Wednesday, July 19, 2006

Manliness-ness

Over at Reason, there is an intriguing review of Harvard professor Harvey C. Mansfield's book, Manliness. The book's argument, such as it is, is summarised by reviewer Cathy Young as follows:

Men - the manly kind, at least - are by nature strong, dominant, aggressive, self-confident risk takers. Women are the weaker sex, dammit, and they ought to face this fact, stop trying to be men, and temper the excesses of manliness with nurturance and gentle criticism.

Mansfield, Young points out, has been riding this hobby horse for several years now, bemoaning the loss of an older and presumably more genuine male lifestyle and its replacement by some kind of post-feminist wimpism.

Two thoughts, however, come spontaneously to mind on reading several of Mansfield's comments. The first: how did this guy get a job at Harvard? The second: it seems an awfully strange thing to say that what the world needs now is more aggressive masculinity.

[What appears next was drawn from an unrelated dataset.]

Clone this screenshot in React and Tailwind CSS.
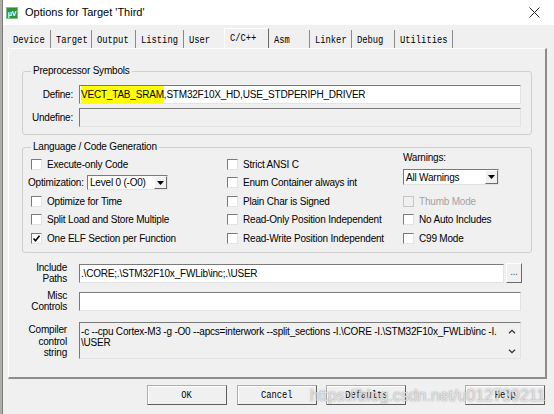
import React from "react";

const sunken =
  "border border-t-[#7a7a7a] border-l-[#7a7a7a] border-r-[#e3e3e3] border-b-[#e3e3e3]";
const raised =
  "border border-t-[#ffffff] border-l-[#ffffff] border-r-[#696969] border-b-[#696969] bg-[#f0f0f0]";
const mono =
  "inline-block origin-left scale-x-[0.8] whitespace-nowrap font-['Liberation_Mono','Courier_New',monospace] text-[11px] tracking-normal";
const monoBtn =
  "inline-block origin-center scale-x-[0.8] whitespace-nowrap font-['Liberation_Mono','Courier_New',monospace] text-[11px] tracking-normal";

const tabs = [
  { label: "Device", w: "w-[43px]" },
  { label: "Target", w: "w-[41px]" },
  { label: "Output", w: "w-[44px]" },
  { label: "Listing", w: "w-[48px]" },
  { label: "User", w: "w-[40px]", nosep: true },
  { label: "C/C++", w: "w-[45px]", active: true },
  { label: "Asm", w: "w-[41px]" },
  { label: "Linker", w: "w-[42px]" },
  { label: "Debug", w: "w-[43px]" },
  { label: "Utilities", w: "w-[58px]" },
];

const CheckBox = ({ label, checked, disabled }) => (
  <div className="flex h-[18.5px] items-center">
    <span
      className={`flex h-[11px] w-[11px] shrink-0 items-center justify-center ${
        disabled ? "border border-[#c6c6c6] bg-[#f0f0f0]" : sunken + " bg-white"
      }`}
    >
      {checked && (
        <svg width="9" height="9" viewBox="0 0 9 9">
          <polyline points="1.5,4.5 3.5,6.8 7.5,1.8" fill="none" stroke="#000" strokeWidth="1.6" />
        </svg>
      )}
    </span>
    <span className={`ml-[5px] whitespace-nowrap ${disabled ? "text-[#a3a3a3]" : "text-black"}`}>{label}</span>
  </div>
);

const Select = ({ value, cls }) => (
  <div className={`flex items-stretch bg-white ${sunken} ${cls}`}>
    <span className="flex flex-1 items-center pl-[2px] whitespace-nowrap">{value}</span>
    <span className={`flex w-[13px] items-center justify-center ${raised}`}>
      <svg width="7" height="4" viewBox="0 0 7 4">
        <path d="M0 0h7L3.5 4z" fill="#000" />
      </svg>
    </span>
  </div>
);

const Button = ({ label }) => (
  <div className="flex h-[20px] w-[80px] items-center justify-center border border-[#adadad] border-r-[#5e5e5e] border-b-[#5e5e5e] bg-[#f0f0f0] shadow-[inset_1px_1px_0_#ffffff]">
    <span className={monoBtn}>{label}</span>
  </div>
);

export default function App() {
  return (
    <div className="flex h-[414px] w-[554px] overflow-hidden bg-[#f0f0f0] font-['Liberation_Sans',Arial,sans-serif] text-[10px] tracking-[-0.2px] text-black">
      {/* window edge */}
      <div className="w-[3px] shrink-0 border-r border-[#7c7c7c] bg-[#b0aca6]" />

      <div className="flex w-[551px] flex-col">
        {/* title bar */}
        <div className="flex h-[25px] shrink-0 items-center bg-white pl-[3px]">
          <svg width="12" height="12" viewBox="0 0 12 12">
            <rect x="0" y="0" width="12" height="12" fill="#2f8f3a" />
            <rect x="0.5" y="0.5" width="11" height="11" fill="none" stroke="#7cc47f" strokeWidth="1" />
            <text x="6" y="8.6" fontSize="7" fontWeight="bold" fill="#fff" textAnchor="middle" fontFamily="Liberation Sans, Arial, sans-serif">
              μV
            </text>
          </svg>
          <span className="ml-[7px] text-[11px] tracking-normal">Options for Target 'Third'</span>
          <svg className="mr-[14px] ml-auto" width="11" height="11" viewBox="0 0 11 11">
            <path d="M0.5 0.5L10.5 10.5M10.5 0.5L0.5 10.5" stroke="#222" strokeWidth="1" />
          </svg>
        </div>

        {/* tabs */}
        <div className="flex h-[23px] shrink-0 items-end pl-[5px]">
          {tabs.map((t) =>
            t.active ? (
              <div
                key={t.label}
                className={`${t.w} h-[20px] overflow-hidden border-t border-l border-r border-t-white border-l-white border-r-[#696969] pt-[3px] pl-[5px] leading-[12px]`}
              >
                <span className={mono}>{t.label}</span>
              </div>
            ) : (
              <div
                key={t.label}
                className={`${t.w} h-[18px] overflow-hidden pt-[4px] pl-[5px] leading-[12px] ${
                  t.nosep ? "" : "border-r border-r-[#8a8a8a]"
                }`}
              >
                <span className={mono}>{t.label}</span>
              </div>
            )
          )}
        </div>

        {/* tab panel */}
        <div className="ml-[5px] flex h-[331px] w-[539px] shrink-0 flex-col border-t border-l border-t-white border-l-white border-r-2 border-b-2 border-r-[#8c8c8c] border-b-[#8c8c8c]">
          {/* Preprocessor Symbols */}
          <fieldset className="mt-[17px] ml-[13px] w-[510px] rounded-[3px] border border-[#cfcfcf] pb-[7px]">
            <legend className="ml-[8px] px-[2px] leading-[10px]">Preprocessor Symbols</legend>
            <div className="mt-[9px] flex items-center">
              <span className="w-[50px] text-right">Define:</span>
              <div className={`ml-[6px] flex h-[19px] w-[442px] items-center bg-white pl-[1px] ${sunken}`}>
                <span className="bg-[#ffff00] py-[1px]">VECT_TAB_SRAM</span>
                <span>,STM32F10X_HD,USE_STDPERIPH_DRIVER</span>
              </div>
            </div>
            <div className="mt-[4px] flex items-center">
              <span className="w-[50px] text-right">Undefine:</span>
              <div className={`ml-[6px] h-[19px] w-[442px] bg-[#f0f0f0] ${sunken}`} />
            </div>
          </fieldset>

          {/* Language / Code Generation */}
          <fieldset className="mt-[7px] ml-[13px] w-[510px] rounded-[3px] border border-[#cfcfcf] pb-[4.5px]">
            <legend className="ml-[8px] px-[2px] leading-[10px]">Language / Code Generation</legend>
            <div className="flex pl-[8px]">
              <div className="flex w-[196px] flex-col pt-[3px]">
                <CheckBox label="Execute-only Code" />
                <div className="flex h-[18.5px] items-center">
                  <span className="-ml-[3px] w-[57px] whitespace-nowrap">Optimization:</span>
                  <Select value="Level 0 (-O0)" cls="ml-[2px] h-[15px] w-[81px]" />
                </div>
                <CheckBox label="Optimize for Time" />
                <CheckBox label="Split Load and Store Multiple" />
                <CheckBox label="One ELF Section per Function" checked />
              </div>
              <div className="flex w-[176px] flex-col pt-[3px]">
                <CheckBox label="Strict ANSI C" />
                <CheckBox label="Enum Container always int" />
                <CheckBox label="Plain Char is Signed" />
                <CheckBox label="Read-Only Position Independent" />
                <CheckBox label="Read-Write Position Independent" />
              </div>
              <div className="flex flex-col">
                <span className="h-[12px] leading-[12px]">Warnings:</span>
                <Select value="All Warnings" cls="mt-[5px] h-[16px] w-[96px]" />
                <div className="mt-[7px] flex flex-col">
                  <CheckBox label="Thumb Mode" disabled />
                  <CheckBox label="No Auto Includes" />
                  <CheckBox label="C99 Mode" />
                </div>
              </div>
            </div>
          </fieldset>

          {/* paths */}
          <div className="mt-[9px] flex items-center">
            <span className="w-[58px] text-right leading-[11px]">
              Include
              <br />
              Paths
            </span>
            <div className={`ml-[12px] flex h-[19px] w-[425px] items-center bg-white pl-[1px] ${sunken}`}>
              .\CORE;.\STM32F10x_FWLib\inc;.\USER
            </div>
            <div className={`ml-[2px] flex h-[20px] w-[16px] items-end justify-center pb-[3px] text-[#555] ${raised} border-r-[#8a8a8a] border-b-[#8a8a8a]`}>
              ...
            </div>
          </div>
          <div className="mt-[6px] flex items-center">
            <span className="w-[58px] text-right leading-[11px]">
              Misc
              <br />
              Controls
            </span>
            <div className={`ml-[12px] h-[19px] w-[442px] bg-white ${sunken}`} />
          </div>
          <div className="mt-[10px] flex items-start">
            <span className="mt-[2px] w-[58px] text-right leading-[11.5px]">
              Compiler
              <br />
              control
              <br />
              string
            </span>
            <div className={`ml-[12px] flex h-[37px] w-[442px] bg-[#f0f0f0] ${sunken}`}>
              <div className="flex-1 overflow-hidden pt-[4px] pl-[1px] leading-[10.5px] whitespace-nowrap">
                -c --cpu Cortex-M3 -g -O0 --apcs=interwork --split_sections -I.\CORE -I.\STM32F10x_FWLib\inc -I.
                <br />
                \USER
              </div>
              <div className="flex w-[17px] flex-col items-center justify-between pt-[6px] pb-[4px]">
                <svg width="8" height="5" viewBox="0 0 8 5">
                  <polyline points="1,4.3 4,1.3 7,4.3" fill="none" stroke="#333" strokeWidth="1.3" />
                </svg>
                <svg width="8" height="5" viewBox="0 0 8 5">
                  <polyline points="1,0.7 4,3.7 7,0.7" fill="none" stroke="#333" strokeWidth="1.3" />
                </svg>
              </div>
            </div>
          </div>
        </div>

        {/* buttons */}
        <div className="relative mt-[6px] flex pl-[144px]">
          <Button label="OK" />
          <div className="ml-[10px]">
            <Button label="Cancel" />
          </div>
          <div className="ml-[9px]">
            <Button label="Defaults" />
          </div>
          <div className="ml-[59px]">
            <Button label="Help" />
          </div>
          <span className="pointer-events-none absolute top-[-1px] left-[307px] text-[16px] tracking-normal whitespace-nowrap text-white/70 [text-shadow:0_0_1.5px_#7a7a7a]">
            https://blog.csdn.net/u012739211
          </span>
        </div>
      </div>
    </div>
  );
}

It would be easy enough to laugh off Mansfield's nostalgia for a world of 'real men' were it not for the fact that, as Young points out, he seems to be part of a broader movement. Indeed, 'a conservative cult of manliness has been on the rise for some time now.'



The cult of manliness is visible enough, but it's not only been on the right. It was not all that long ago that Susan Falludi was touring round with Fight Club author Chuck Palahniuk bemoaning the plight of modern men bereft of a solid masculine identity. Fight Club (first published ten years ago, believe it or not) was itself a vivid - if ultimately unsatisfying - exploration of modern manhood. The right-wing version of all this agonising about modern men is far more predictable; it is also, in many ways, less sophisticated than even Fight Club's rather one-dimensional advocacy on behalf of the male of the species.

It may often be the case, as Mansfield writes, that 'the manly man struts and boasts'. It is also true that such behaviour has been a central element in the mainstream sex-roles of most customary cultures. But not only did the traditional manly man strut and boast, he also fought regularly with and (somewhat less regularly) killed his equally boastful brethren.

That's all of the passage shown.